El mundo es tan grande que es imposible llegar a conocerlo por completo. Y cuando digo imposible digo improbable, y con conocerlo quiero decir reconocerlo. Uno se sorprende de atravesar por primera vez una frontera, de oír una nueva lengua, de ver que el mundo no es como siempre lo vio, de ver que la memoria prefiere aprender que recordar. Uno se sorprende con lo nuevo, con lo que lo insta a definir, a responder. Uno se sorprende con las preguntas simples y valientes. Uno se sorprende cuando descubre que es el otro y que los demás son uno. Lo de sorprenderse con lo pasado, o hasta alegrarse con ello, queda para los que no necesitan pies para caminar ni espectadores para contar una historia.
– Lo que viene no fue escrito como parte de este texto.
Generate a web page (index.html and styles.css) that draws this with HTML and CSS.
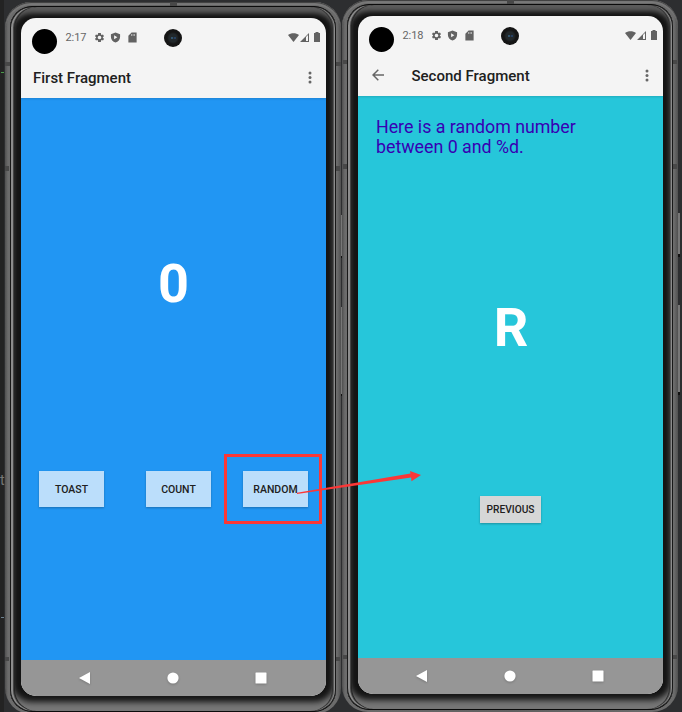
FILE: index.html
```html
<!DOCTYPE html>
<html lang="en">
<head>
<meta charset="utf-8">
<title>Fragments</title>
<link rel="stylesheet" href="styles.css">
</head>
<body>
<svg class="defs" width="0" height="0" aria-hidden="true">
  <symbol id="gear" viewBox="0 0 24 24"><path fill-rule="evenodd" d="M19.4 13c.1-.7.1-1.300 0-2l2.600-1.600-2.500-4-2.500 1a8 8 0 0 0-1.700-1L15 2H9l-.4 3.400a8 8 0 0 0-1.700 1l-2.500-1-2.500 4L4.500 11v2l-2.600 1.600 2.500 4 2.500-1a8 8 0 0 0 1.700 1L9 22h6l.4-3.400a8 8 0 0 0 1.700-1l2.500 1 2.500-4zM12 8a4 4 0 1 1 0 8 4 4 0 0 1 0-8z"/></symbol>
  <symbol id="shield" viewBox="0 0 24 24"><path fill-rule="evenodd" d="M12 1 2 5v6c0 5.500 4 10.700 10 12 6-1.300 10-6.500 10-12V5zM9 7l7 4.500L9 16z"/></symbol>
  <symbol id="card" viewBox="0 0 24 24"><path d="M21 1H10L3 8v15h18zM9 5h1.500v3H9zm3.500 0H14v3h-1.500zM16 5h1.500v3H16z" fill-rule="evenodd"/></symbol>
  <symbol id="wifi" viewBox="0 0 11 9"><path d="M0 2C3-.5 8-.5 11 2L5.500 9z"/></symbol>
  <symbol id="signal" viewBox="0 0 9 9"><path d="M0 9 9 0v9zM6 4v4h2V2z" fill-rule="evenodd"/></symbol>
  <symbol id="battery" viewBox="0 0 6 10"><path d="M1.500 0h3v1H6v9H0V1h1.500z"/></symbol>
  <symbol id="more" viewBox="0 0 4 14"><circle cx="2" cy="2" r="1.500"/><circle cx="2" cy="6.500" r="1.500"/><circle cx="2" cy="11" r="1.500"/></symbol>
</svg>

<main class="stage">
  <section class="phone first">
    <div class="rim"><div class="screen">
      <div class="status">
        <i class="punch"></i><span class="time">2:17</span>
        <svg class="ic"><use href="#gear"/></svg><svg class="ic"><use href="#shield"/></svg><svg class="ic"><use href="#card"/></svg>
        <i class="camera"></i>
        <span class="system"><svg class="wifi"><use href="#wifi"/></svg><svg class="signal"><use href="#signal"/></svg><svg class="battery"><use href="#battery"/></svg></span>
      </div>
      <header class="bar"><h1>First Fragment</h1><svg class="more"><use href="#more"/></svg></header>
      <div class="content blue">
        <div class="value">0</div>
        <div class="buttons"><button>TOAST</button><button>COUNT</button><button>RANDOM</button></div>
      </div>
      <nav class="nav">
        <svg viewBox="0 0 12 12"><path d="M0 6 11 0v12z"/></svg>
        <svg viewBox="0 0 12 12"><circle cx="6" cy="6" r="5.600"/></svg>
        <svg viewBox="0 0 12 12"><rect x=".5" y=".5" width="11" height="11" rx=".5"/></svg>
      </nav>
    </div></div>
  </section>

  <section class="phone second">
    <div class="rim"><div class="screen">
      <div class="status">
        <i class="punch"></i><span class="time">2:18</span>
        <svg class="ic"><use href="#gear"/></svg><svg class="ic"><use href="#shield"/></svg><svg class="ic"><use href="#card"/></svg>
        <i class="camera"></i>
        <span class="system"><svg class="wifi"><use href="#wifi"/></svg><svg class="signal"><use href="#signal"/></svg><svg class="battery"><use href="#battery"/></svg></span>
      </div>
      <header class="bar">
        <svg class="back" viewBox="0 0 12 12"><path d="M12 6H1.200M6.300.7 1 6l5.300 5.300"/></svg>
        <h1>Second Fragment</h1><svg class="more"><use href="#more"/></svg>
      </header>
      <div class="content cyan">
        <p class="message">Here is a random number<br>between 0 and %d.</p>
        <div class="value">R</div>
        <button class="previous">PREVIOUS</button>
      </div>
      <nav class="nav">
        <svg viewBox="0 0 12 12"><path d="M0 6 11 0v12z"/></svg>
        <svg viewBox="0 0 12 12"><circle cx="6" cy="6" r="5.600"/></svg>
        <svg viewBox="0 0 12 12"><rect x=".5" y=".5" width="11" height="11" rx=".5"/></svg>
      </nav>
    </div></div>
  </section>

  <svg class="annotation" viewBox="0 0 682 712">
    <g fill="#484848"><path d="M170 2h7v4h-7zM507 0h7v4h-7zM5 62h5v4H5zM336 62h5v4h-5zM343 60h4v4h-4zM673 60h4v4h-4zM5 166h4v5H5zM336 166h4v5h-4zM343 164h4v5h-4zM673 164h4v5h-4zM5 657h4v4H5zM336 657h4v4h-4zM343 655h4v4h-4zM673 655h4v4h-4z"/></g>
    <path fill="#777" d="M341 215h1v41h-1zM341 307h1v87h-1zM678 213h2v41h-2zM678 305h2v87h-2z"/>
    <path fill="#111" d="M341 256h1v2h-1zM341 394h1v2h-1zM678 254h2v3h-2zM678 392h2v3h-2z"/>
    <rect x="225.500" y="455.500" width="95" height="67" fill="none" stroke="#fb3737" stroke-width="3"/>
    <path fill="#fb3737" d="M297 492.800 410.500 473.600 410 471l11 4-9.500 6.200-.4-3.800L297 494z"/>
  </svg>
  <span class="editor-text">t</span>
  <i class="mark green"></i><i class="mark slate"></i>
</main>
</body>
</html>
```
FILE: styles.css
```css
* { box-sizing: border-box; }
body { margin: 0; background: #2d2e30; font-family: Roboto, "Liberation Sans", sans-serif; overflow: hidden; }
.defs { position: absolute; }
.stage { position: relative; width: 682px; height: 712px; display: flex; padding-left: 5px; gap: 1px; overflow: hidden;
  background: linear-gradient(90deg, #232323 0 4px, #2d2e30 4px); }
.phone { flex: none; width: 336px; height: 712px; padding: 4px 5px 2px 5px; border-radius: 26px;
  background: linear-gradient(90deg, #505050, #6c6c6c 3px, #606060 50%, #6c6c6c 332px, #505050);
  box-shadow: inset 0 1px 1px #3c3c3c, inset 0 3px 1px #7c7c7c; }
.first { margin-top: 2px; }
.rim { height: 100%; padding: 11px 10px 15px 11px; border-radius: 22px; border: solid #0b0b0b; border-width: 1px 0; background: #141414;
  box-shadow: inset 1px 0 #181818, inset -1px 0 #181818, inset 3px 0 #8c8c8c, inset -2px 0 #8c8c8c, inset 4px 0 #444, inset -3px 0 #555, inset 5px 0 #242424, inset -4px 0 #303030, inset 0 6px 5px #5c5c5c, inset 0 -9px 6px #777, inset 0 0 7px 3px #3a3a3a; }
.screen { height: 678px; width: 305px; border-radius: 15px; overflow: hidden; display: flex; flex-direction: column; background: #f4f4f4; }
.status { height: 40px; flex: none; display: flex; align-items: center; padding-left: 11px; fill: #626262; }
.punch { width: 25px; height: 25px; border-radius: 50%; background: #000; margin: 7px 8.500px 0 0; }
.time { font-size: 11px; width: 28px; color: #666; letter-spacing: -.1px; line-height: 38px; }
.ic { width: 11px; height: 11px; margin: -1px 5.500px 0 0; }
.camera { width: 18px; height: 18px; margin-left: 20.500px; border-radius: 50%; background: radial-gradient(circle at 45% 50%, #31546d 0 1px, transparent 1.500px), radial-gradient(circle at 60% 50%, #263f61 0 1px, transparent 1.500px), radial-gradient(circle, #22282b 0 4px, #151515 6px); }
.system { display: flex; align-items: center; margin: -2px 6px 0 auto; }
.wifi { width: 11px; height: 9px; margin-right: 1px; }
.signal { width: 9px; height: 9px; margin-right: 5px; }
.battery { width: 6px; height: 10px; }
.bar { height: 40px; flex: none; display: flex; align-items: center; padding: 0 14px 0 12px; position: relative; z-index: 1; background: #f4f4f4; box-shadow: 0 1px 2px #0002; clip-path: inset(0 0 -4px); }
h1 { margin: 0; font-size: 15px; font-weight: 500; color: #202020; }
.more { width: 4px; height: 14px; fill: #666; margin: 0 0 0 auto; }
.back { width: 12px; height: 12px; margin: -2px 27.500px 0 2px; fill: none; stroke: #666; stroke-width: 1.500; }
.content { flex: 1; display: flex; flex-direction: column; }
.blue { background: #2196f3; }
.cyan { background: #26c6da; }
.value { color: #fff; text-align: center; font-size: 54px; font-weight: 700; line-height: 64px; }
.blue .value { margin-top: 154px; }
.cyan .value { margin-top: 139px; padding-left: 1px; }
.buttons { display: flex; margin: 155px 18px 0; }
.buttons button:nth-child(2) { margin: 0 32px 0 42px; }
button { font: 500 10.500px/1 Roboto, sans-serif; border: 0; width: 65px; height: 36px; padding: 2px 0 0; background: #bbdefb; color: #202020; box-shadow: 0 1px 2px #0004; }
.message { margin: 21px 18px 0; color: #3700b3; font-size: 17.800px; line-height: 20px; }
.previous { width: 61px; height: 27px; font-size: 10.200px; margin: 136px auto 0 122px; background: #d6d7d7; }
.nav { height: 36px; flex: none; display: flex; gap: 76px; align-items: center; padding-left: 58px; background: #969696; fill: #fff; }
.nav svg { width: 12px; height: 12px; filter: drop-shadow(0 1px 1px #0003); }
.annotation { position: absolute; inset: 0; width: 682px; height: 712px; }
.editor-text { position: absolute; left: 0; top: 472px; color: #777; font-size: 14px; }
.mark { position: absolute; left: 1px; width: 3px; height: 1px; }
.green { top: 72px; background: #4a9a4a; }
.slate { top: 617px; background: #6d8190; }
```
En el horizonte hay un gigante misterioso que se traga al sol en la tarde y lo regurgita en la mañana. Dice una vieja leyenda que solamente los marineros expertos llegan a conocerlo. Dice también que no se tienen registros de su rostro ni de su voz porque, además de perder el habla, quienes lo ven y no mueren de súbito, enceguecen para siempre y divagan en altamar hasta morir de viejos o tragados por sí mismos. El horizonte en mención no siempre está tan lejos como cuando vemos desde la playa, no siempre es horizontal ni siempre está delante de nosotros. Algunas veces, la mayoría de veces, el horizonte es el ojo más próximo o la mano que nos acaricia. El horizonte, por tanto, es ese monstruo invisible que todos vemos cuando no miramos nada.
El ser humano es tan hondo que es imposible llegar a conocerlo por completo. Y ni qué decir de nuestro propio fondo, donde saben exactamente cómo paralizarnos de miedo con solo mover un dedo, pestañear o tararear una canción.